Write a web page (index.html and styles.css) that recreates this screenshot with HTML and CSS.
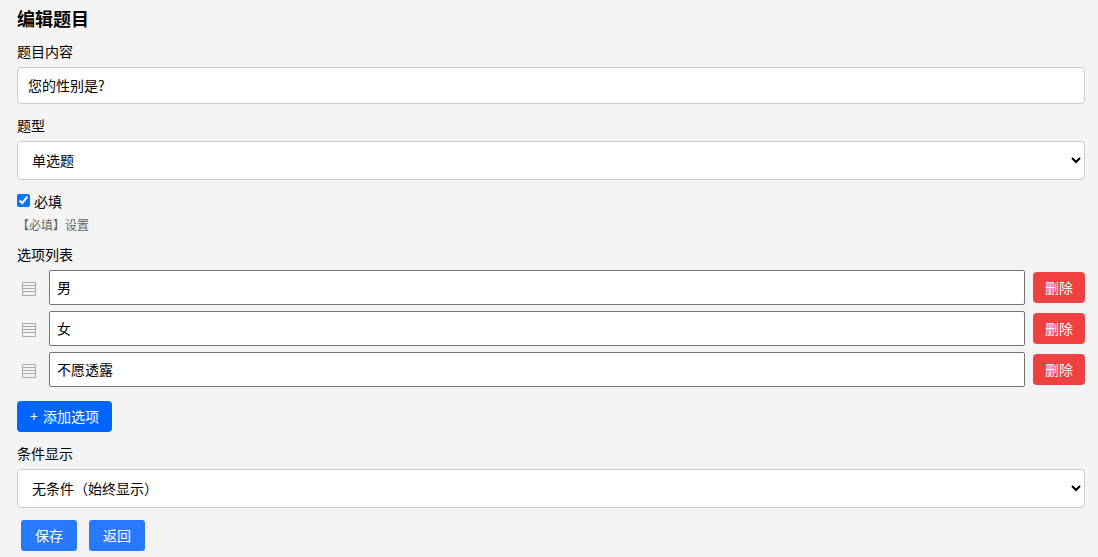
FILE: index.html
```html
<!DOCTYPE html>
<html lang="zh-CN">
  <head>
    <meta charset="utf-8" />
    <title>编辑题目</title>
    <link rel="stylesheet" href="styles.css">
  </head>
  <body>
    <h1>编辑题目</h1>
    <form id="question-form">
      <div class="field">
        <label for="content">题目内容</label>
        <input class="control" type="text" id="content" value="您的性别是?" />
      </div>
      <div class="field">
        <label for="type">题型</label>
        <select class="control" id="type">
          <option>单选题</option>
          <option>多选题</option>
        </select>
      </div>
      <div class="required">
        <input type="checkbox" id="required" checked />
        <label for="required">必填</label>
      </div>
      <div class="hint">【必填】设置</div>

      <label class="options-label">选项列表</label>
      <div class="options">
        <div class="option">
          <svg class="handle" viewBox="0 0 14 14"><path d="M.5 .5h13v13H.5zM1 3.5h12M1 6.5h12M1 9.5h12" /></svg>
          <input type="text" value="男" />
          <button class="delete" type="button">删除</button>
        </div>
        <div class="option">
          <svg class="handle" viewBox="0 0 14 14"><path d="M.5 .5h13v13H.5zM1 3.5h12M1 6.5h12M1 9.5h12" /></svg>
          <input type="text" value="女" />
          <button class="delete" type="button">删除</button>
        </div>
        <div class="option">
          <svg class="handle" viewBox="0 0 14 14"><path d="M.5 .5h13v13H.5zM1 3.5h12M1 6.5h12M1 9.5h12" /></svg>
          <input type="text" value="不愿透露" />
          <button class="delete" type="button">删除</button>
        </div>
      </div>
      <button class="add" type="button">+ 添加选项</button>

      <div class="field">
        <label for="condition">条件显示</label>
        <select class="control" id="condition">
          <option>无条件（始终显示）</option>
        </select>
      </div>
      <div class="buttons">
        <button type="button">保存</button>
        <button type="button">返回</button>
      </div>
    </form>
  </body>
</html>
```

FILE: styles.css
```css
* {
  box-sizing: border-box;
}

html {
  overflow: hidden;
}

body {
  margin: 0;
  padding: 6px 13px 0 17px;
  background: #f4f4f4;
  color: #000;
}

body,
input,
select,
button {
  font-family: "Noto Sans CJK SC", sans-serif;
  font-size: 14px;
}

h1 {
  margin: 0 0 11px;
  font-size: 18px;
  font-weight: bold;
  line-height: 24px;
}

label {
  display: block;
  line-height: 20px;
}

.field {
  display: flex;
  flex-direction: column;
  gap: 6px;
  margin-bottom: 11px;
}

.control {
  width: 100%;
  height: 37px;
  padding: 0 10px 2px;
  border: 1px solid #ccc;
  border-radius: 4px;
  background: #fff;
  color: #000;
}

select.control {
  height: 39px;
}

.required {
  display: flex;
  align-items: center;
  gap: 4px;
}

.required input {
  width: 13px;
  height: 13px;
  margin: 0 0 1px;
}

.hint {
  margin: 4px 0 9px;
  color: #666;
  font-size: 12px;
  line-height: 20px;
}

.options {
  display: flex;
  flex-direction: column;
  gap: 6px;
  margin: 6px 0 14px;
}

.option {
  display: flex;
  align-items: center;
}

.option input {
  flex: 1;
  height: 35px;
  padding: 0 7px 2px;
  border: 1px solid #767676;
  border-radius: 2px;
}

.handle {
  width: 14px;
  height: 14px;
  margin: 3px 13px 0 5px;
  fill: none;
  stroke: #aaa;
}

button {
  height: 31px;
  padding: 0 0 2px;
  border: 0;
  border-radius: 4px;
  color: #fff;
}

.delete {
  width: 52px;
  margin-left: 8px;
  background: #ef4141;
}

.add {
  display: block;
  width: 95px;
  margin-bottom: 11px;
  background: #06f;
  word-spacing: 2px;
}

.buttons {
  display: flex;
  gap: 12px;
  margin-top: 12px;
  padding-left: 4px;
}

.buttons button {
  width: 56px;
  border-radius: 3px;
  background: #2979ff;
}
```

...

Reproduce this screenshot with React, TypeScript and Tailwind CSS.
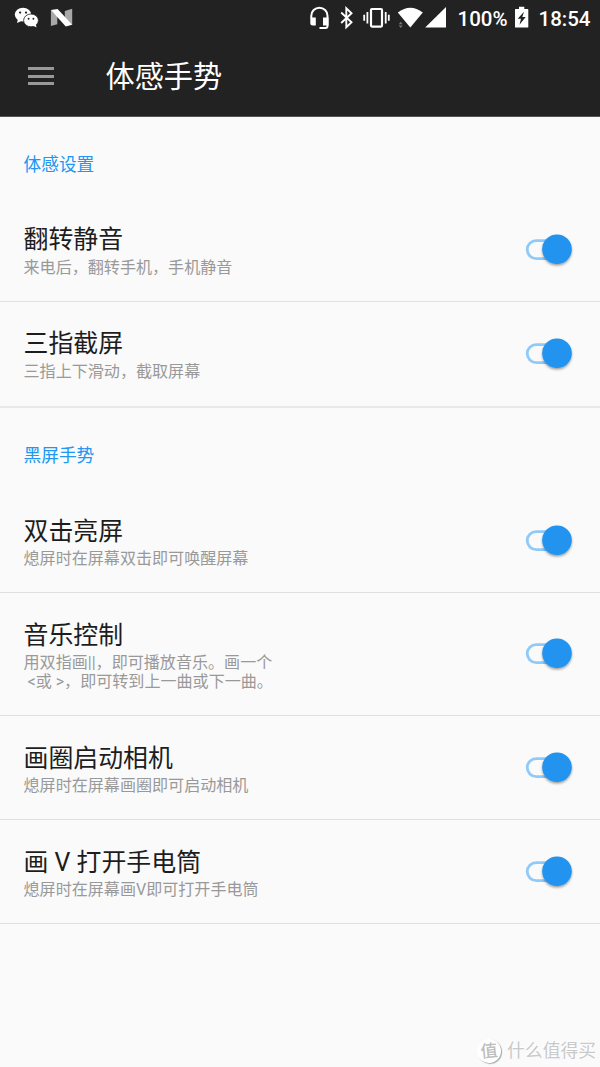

[The request] List every line above containing the word "with".

[Exercise response]
Write a web page (index.html and styles.css) that recreates this screenshot with HTML and CSS.
Reproduce this screenshot with React, TypeScript and Tailwind CSS.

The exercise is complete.